PROVIDED DATA ::
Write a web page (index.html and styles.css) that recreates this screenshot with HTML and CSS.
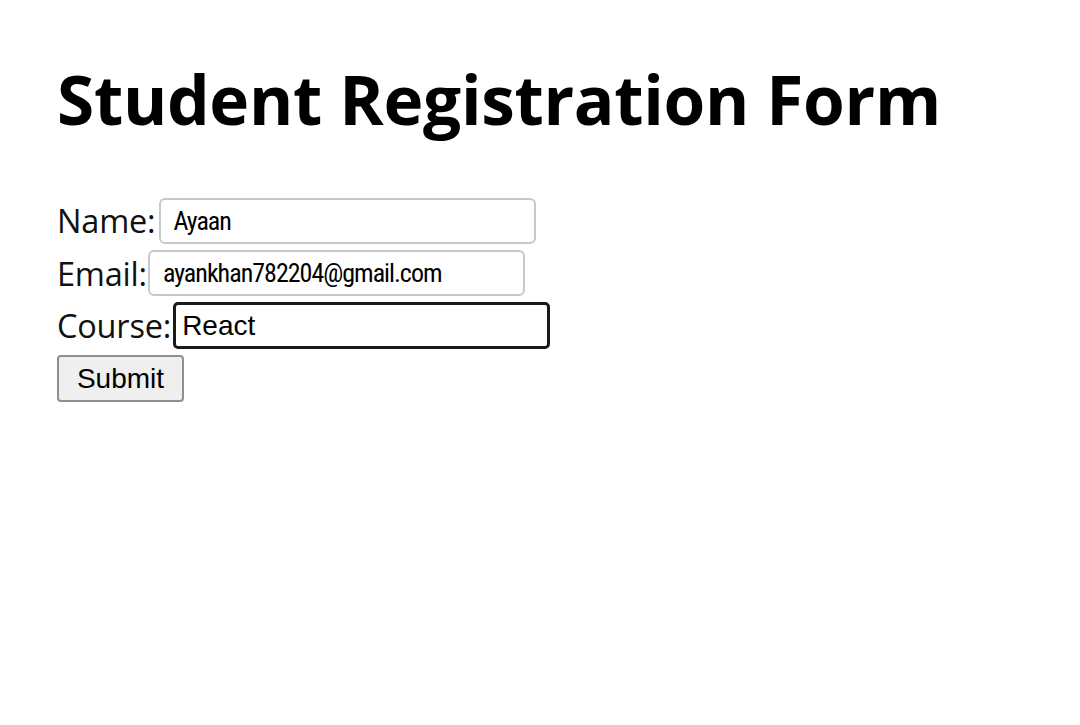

--

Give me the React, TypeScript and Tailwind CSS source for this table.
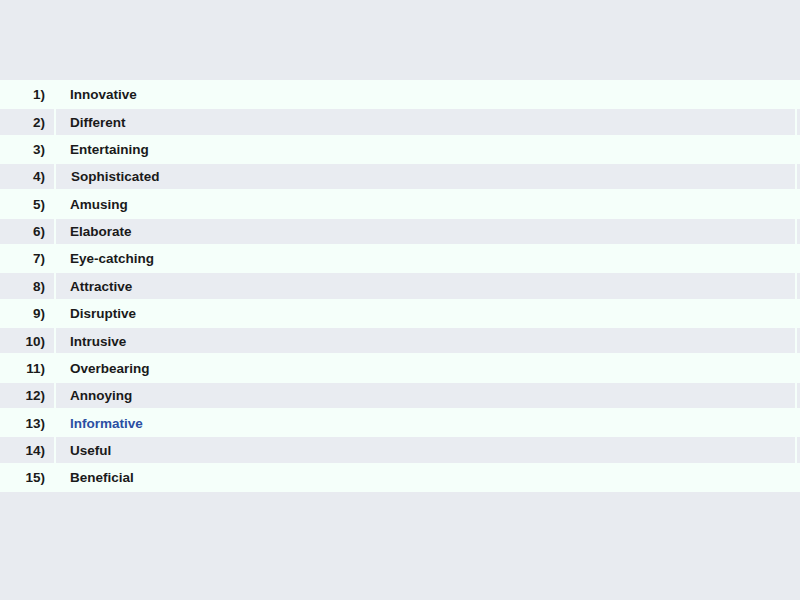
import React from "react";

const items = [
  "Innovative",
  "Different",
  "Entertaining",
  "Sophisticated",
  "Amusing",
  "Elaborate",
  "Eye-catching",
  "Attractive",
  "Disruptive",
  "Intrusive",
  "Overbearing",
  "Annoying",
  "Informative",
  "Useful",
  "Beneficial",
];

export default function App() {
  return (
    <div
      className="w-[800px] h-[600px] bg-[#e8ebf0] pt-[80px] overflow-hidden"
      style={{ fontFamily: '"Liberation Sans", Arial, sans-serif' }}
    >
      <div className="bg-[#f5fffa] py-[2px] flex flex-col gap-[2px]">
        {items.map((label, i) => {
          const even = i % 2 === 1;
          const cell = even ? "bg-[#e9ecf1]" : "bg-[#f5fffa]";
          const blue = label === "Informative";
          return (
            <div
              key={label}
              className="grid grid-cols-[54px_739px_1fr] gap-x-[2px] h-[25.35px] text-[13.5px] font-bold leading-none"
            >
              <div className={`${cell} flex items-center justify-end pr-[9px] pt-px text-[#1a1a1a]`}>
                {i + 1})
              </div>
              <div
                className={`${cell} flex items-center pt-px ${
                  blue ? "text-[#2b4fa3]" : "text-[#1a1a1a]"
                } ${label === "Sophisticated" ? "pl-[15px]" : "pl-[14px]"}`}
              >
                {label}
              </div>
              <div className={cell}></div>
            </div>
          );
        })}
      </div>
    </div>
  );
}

YOUR INSTRUCTIONS ::
Check each line of the material above for "this" and say how many lines contain it, giving the number alone.

WORKED SOLUTION ::
2